In 1909, in the papers of the Academic Concert of the University of Jena, the music director found complete parts for a Symphony in C. Written on the 2nd violin part was ‘par Louis van Beethoven’ and, on the cello part, ‘Symphonie von Beethoven.’ This followed what Beethoven himself had written – that he had once attempted a Symphony in C major modelled on Haydn’s Symphony No. 97 before he wrote what we now know as his Symphony No. 1. This work fit that description perfectly.
The work was published under Beethoven’s name by Breitkopf und Härtel in 1911. It wasn’t until the discovery of another copy of the work by the scholar H.C. Robbins Landon that the situation became clear. The work that Robbins Landon discovered in Göttweig Abey was clearly signed by Friedrich Witt and he used that to convince the world that Witt was the composer, and not Beethoven. A second copy of the work found at Rudolstadt, also signed Witt, helped confirm the identification.
Walter Goehr (photo by Julia Crockatt)
Friedrich Witt (1770-1836) was a composer who was born the same year as Beethoven and had his own career as a composer and a cellist. From 1789 to about 1796 he was in the orchestra of the Prince of Oettingen-Wallerstein. While Witt was at the court, Haydn sent copies of his Symphonies Nos. 93, 96, 97, and 98 to Wallerstein, thus giving Witt material for the Jena Symphony. After he wrote his oratorio Der leidende Heiland, the Prince-Bishop of Würzburg appointed him as Kapellmeister in 1802. From 1814, when the court chapel was dissolved, to 1836 he was Kapellmeister at the Würzburg theatre and wrote operas for them, of which few survive.
The Jena Symphony probably dates from sometime between 1792-93 when Haydn’s symphonies arrived at Wallerstein and 1796.
When you listen to the work with Beethoven’s name attached, you immediately hear in the opening the characteristic rhythmic emphasis that Beethoven had in so many of his works. However, as the work continues, we aren’t so convinced. The work has been described as ‘a splendid example of symphonic writing from a time when this form was achieving both prestige and popularity with a growing music-loving public.’ We really have a work that reflects the state of the symphony after the death of Haydn and before Beethoven’s innovations in his Eroica symphony.

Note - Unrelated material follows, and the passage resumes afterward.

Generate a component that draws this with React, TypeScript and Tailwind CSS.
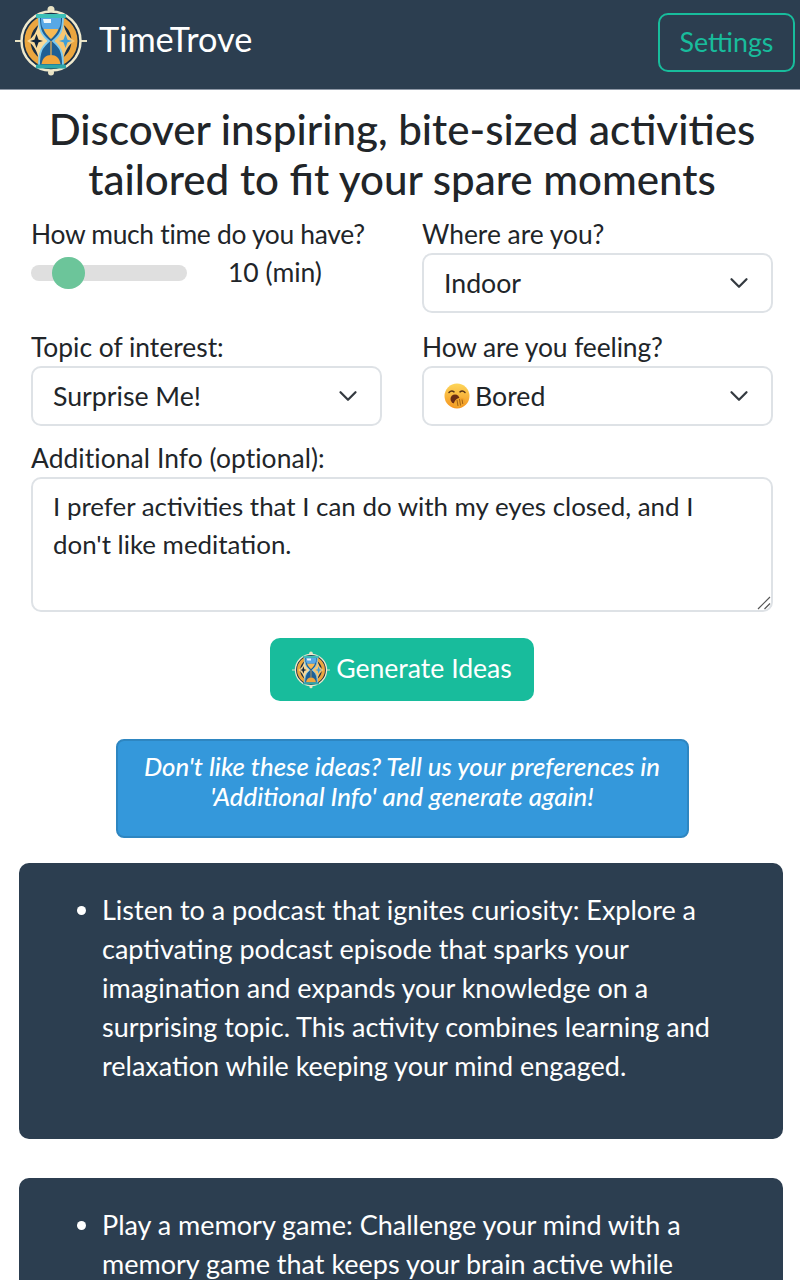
import type { JSX, ReactNode } from "react";

// hourglass logo, drawn by hand since there's no image file
function Logo({ size }: { readonly size: number }): JSX.Element {
    return (
        <svg width={size} height={size} viewBox="0 0 72 72" className="shrink-0">
            <circle cx="36" cy="4.500" r="3.500" fill="#e8e2c4" />
            <circle cx="36" cy="67.500" r="3" fill="#e8e2c4" />
            <path d="M0 36h8M64 36h8" stroke="#e8e2c4" strokeWidth="1.800" />
            <circle cx="36" cy="36" r="29.500" fill="#1a2f45" stroke="#efe9cd" strokeWidth="2.500" />
            <circle cx="36" cy="36" r="23.500" fill="none" stroke="#eba63f" strokeWidth="6" />
            <path d="M12 36c6-3 10-9 12-19l9 19-9 19c-2-10-6-16-12-19z" fill="#f8d999" />
            <path d="M60 36c-6-3-10-9-12-19l-9 19 9 19c2-10 6-16 12-19z" fill="#f5c673" />
            <path d="M21.500 29l2.500 7-2.500 7-2.500-7zM15 36l6.500-2 6.500 2-6.500 2z" fill="#12263c" />
            <path d="M50.500 29l2.500 7-2.500 7-2.500-7zM44 36l6.500-2 6.500 2-6.500 2z" fill="#3f9fd8" />
            <path d="M24 11h24c0 15-3 19-10 25 7 6 10 10 10 25H24c0-15 3-19 10-25-7-6-10-10-10-25z" fill="#1f5f94" stroke="#7ccaf0" strokeWidth="1.800" />
            <path d="M26 13h20c0 7-1 9-2.500 11h-15C27 22 26 20 26 13z" fill="#58a8e6" />
            <path d="M28 14h8v4h-7z" fill="#eef7fc" />
            <path d="M28.500 24h15c-2 5-4.500 7-7.500 10-3-3-5.500-5-7.500-10z" fill="#f6b954" />
            <path d="M26.500 59c1-6 4.500-9 9.500-9s8.500 3 9.500 9z" fill="#f2a63c" />
            <path d="M35.400 36h1.200v14h-1.200z" fill="#f4b34f" />
            <rect x="21" y="9" width="30" height="4" rx="1" fill="#3ec0b8" />
            <rect x="21" y="59.500" width="30" height="4" rx="1" fill="#2fa6a8" />
        </svg>
    );
}

function YawnEmoji(): JSX.Element {
    return (
        <svg width="26" height="26" viewBox="0 0 26 26" className="shrink-0">
            <defs>
                <linearGradient id="yawn" x1="0" y1="0" x2="0" y2="1">
                    <stop offset="0" stopColor="#fdd65a" />
                    <stop offset="1" stopColor="#f5951f" />
                </linearGradient>
            </defs>
            <circle cx="13" cy="13" r="12.500" fill="url(#yawn)" />
            <path d="M5 9.500c1.500-1.600 3.500-1.800 5-.6M21 9.500c-1.500-1.600-3.500-1.800-5-.6" fill="none" stroke="#5a3416" strokeWidth="1.500" strokeLinecap="round" />
            <ellipse cx="11" cy="16" rx="4.500" ry="4.500" fill="#6b2c14" />
            <path d="M10 24c-1-4 1-8 5-9 3-.8 6 .5 6 3 0 3-3 6-7 6.500z" fill="#f2a52c" />
            <path d="M13 17l1 6M15.500 16l1 6.500M18 16.500l.8 4.500" stroke="#9a5a12" strokeWidth="0.900" />
        </svg>
    );
}

function Chevron(): JSX.Element {
    return (
        <svg width="24" height="24" viewBox="0 0 16 16" fill="none" className="shrink-0">
            <path d="m3 5.500 5 5 5-5" stroke="#343a40" strokeWidth="1.500" strokeLinecap="round" strokeLinejoin="round" />
        </svg>
    );
}

function Label({ children, className = "" }: { readonly children: ReactNode; readonly className?: string }): JSX.Element {
    return <div className={`h-[39px] text-[26.400px] leading-[41px] text-[#212529] ${className}`}>{children}</div>;
}

function Select({ children }: { readonly children: ReactNode }): JSX.Element {
    return (
        <div className="flex h-[60px] items-center justify-between rounded-[10px] border-2 border-[#dee2e6] bg-white pl-[20px] pr-[20px] text-[26.700px] text-[#212529]">
            <span className="flex items-center gap-[5px]">{children}</span>
            <Chevron />
        </div>
    );
}

const ideas = [
    "Listen to a podcast that ignites curiosity: Explore a captivating podcast episode that sparks your imagination and expands your knowledge on a surprising topic. This activity combines learning and relaxation while keeping your mind engaged.",
    "Play a memory game: Challenge your mind with a memory game that keeps your brain active while having fun and stimulating your imagination along the way without opening your eyes at all.",
];

export default function App(): JSX.Element {
    return (
        <div className="h-[1280px] overflow-hidden bg-white font-['Lato','Noto_Sans',sans-serif] text-[#212529]">
            <header className="flex h-[90px] items-start justify-between border-b border-[#8f98a6] bg-[#2c3e50] pl-[15px] pr-[5px]">
                <div className="flex items-center gap-[12px] pt-[5px]">
                    <Logo size={72} />
                    <span className="-translate-y-[2px] text-[34.300px] leading-[72px] text-white">TimeTrove</span>
                </div>
                <button className="mt-[13px] h-[59px] w-[137px] rounded-[10px] border-2 border-[#18bc9c] text-[26.800px] text-[#18bc9c]">
                    Settings
                </button>
            </header>

            <main className="flex flex-col items-center pl-[4px]">
                <h1 className="mt-[14px] text-center text-[42.100px] leading-[50px] font-medium text-[#212529]">
                    Discover inspiring, bite-sized activities
                    <br />
                    tailored to fit your spare moments
                </h1>

                <div className="mt-[10px] grid w-[742px] grid-cols-2 gap-x-[40px]">
                    <div className="h-[113px]">
                        <Label className="tracking-[-0.3px]">How much time do you have?</Label>
                        <div className="flex items-center">
                            <div className="relative h-[16px] w-[156px] rounded-full bg-[#dfdfdf]">
                                <div className="absolute top-[-8px] left-[21px] h-[32px] w-[33px] rounded-full bg-[#6cc59a]" />
                            </div>
                            <span className="ml-[41px] text-[26.500px] leading-[39px]">10 (min)</span>
                        </div>
                    </div>
                    <div className="h-[113px]">
                        <Label>Where are you?</Label>
                        <Select>Indoor</Select>
                    </div>
                    <div className="h-[111px]">
                        <Label>Topic of interest:</Label>
                        <Select>Surprise Me!</Select>
                    </div>
                    <div className="h-[111px]">
                        <Label className="tracking-[-0.1px]">How are you feeling?</Label>
                        <Select>
                            <YawnEmoji />
                            Bored
                        </Select>
                    </div>
                </div>

                <div className="w-[742px]">
                    <Label className="tracking-[0.08px]">Additional Info (optional):</Label>
                    <div className="relative">
                        <textarea
                            readOnly
                            value="I prefer activities that I can do with my eyes closed, and I don't like meditation."
                            className="block h-[135px] w-full resize-none rounded-[10px] border-2 border-[#dee2e6] bg-white px-[20px] py-[8px] text-[25.900px] leading-[38px] text-[#212529] outline-none"
                        />
                        <svg width="14" height="14" viewBox="0 0 14 14" className="absolute right-[2px] bottom-[2px]">
                            <path d="M1 13 13 1M7.500 13 13 7.500" stroke="#555" strokeWidth="1.200" />
                        </svg>
                    </div>
                </div>

                <button className="mt-[26px] flex h-[63px] w-[264px] items-center justify-center gap-[6px] rounded-[10px] bg-[#18bc9c] text-[26.600px] text-white">
                    <Logo size={38} />
                    <span className="-translate-y-[1px]">Generate Ideas</span>
                </button>

                <div className="mt-[38px] flex h-[99px] w-[573px] flex-col items-center rounded-[8px] border-2 border-[#2e86c1] bg-[#3498db] pt-[10px] text-center text-[25.800px] leading-[30px] font-medium text-white italic">
                    <span>Don't like these ideas? Tell us your preferences in</span>
                    <span>'Additional Info' and generate again!</span>
                </div>

                <div className="mt-[25px] mr-[2px] flex w-[764px] flex-col gap-[39px]">
                    {ideas.map((idea) => (
                        <div key={idea} className="h-[276px] shrink-0 rounded-[10px] bg-[#2c3e50] pt-[27px] pr-[40px] pl-[83px] text-white">
                            <ul className="list-disc text-[27px] leading-[39px]">
                                <li>{idea}</li>
                            </ul>
                        </div>
                    ))}
                </div>
            </main>
        </div>
    );
}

This recording was made in 1952 with The Netherlands Philharmonic Orchestra led by Walter Goehr. Walter Goehr (1903-1960) studied with Arnold Schoenberg in Berlin and became a conductor before being forced to leave Germany in 1937, becoming music director for the Gramophone Company (later EMI). He was a busy conductor for EMI and, after the war, for other European recording companies. He also taught conducting, was a music arranger, conducted for the BBC, and was a composer in his own right, including writing film scores.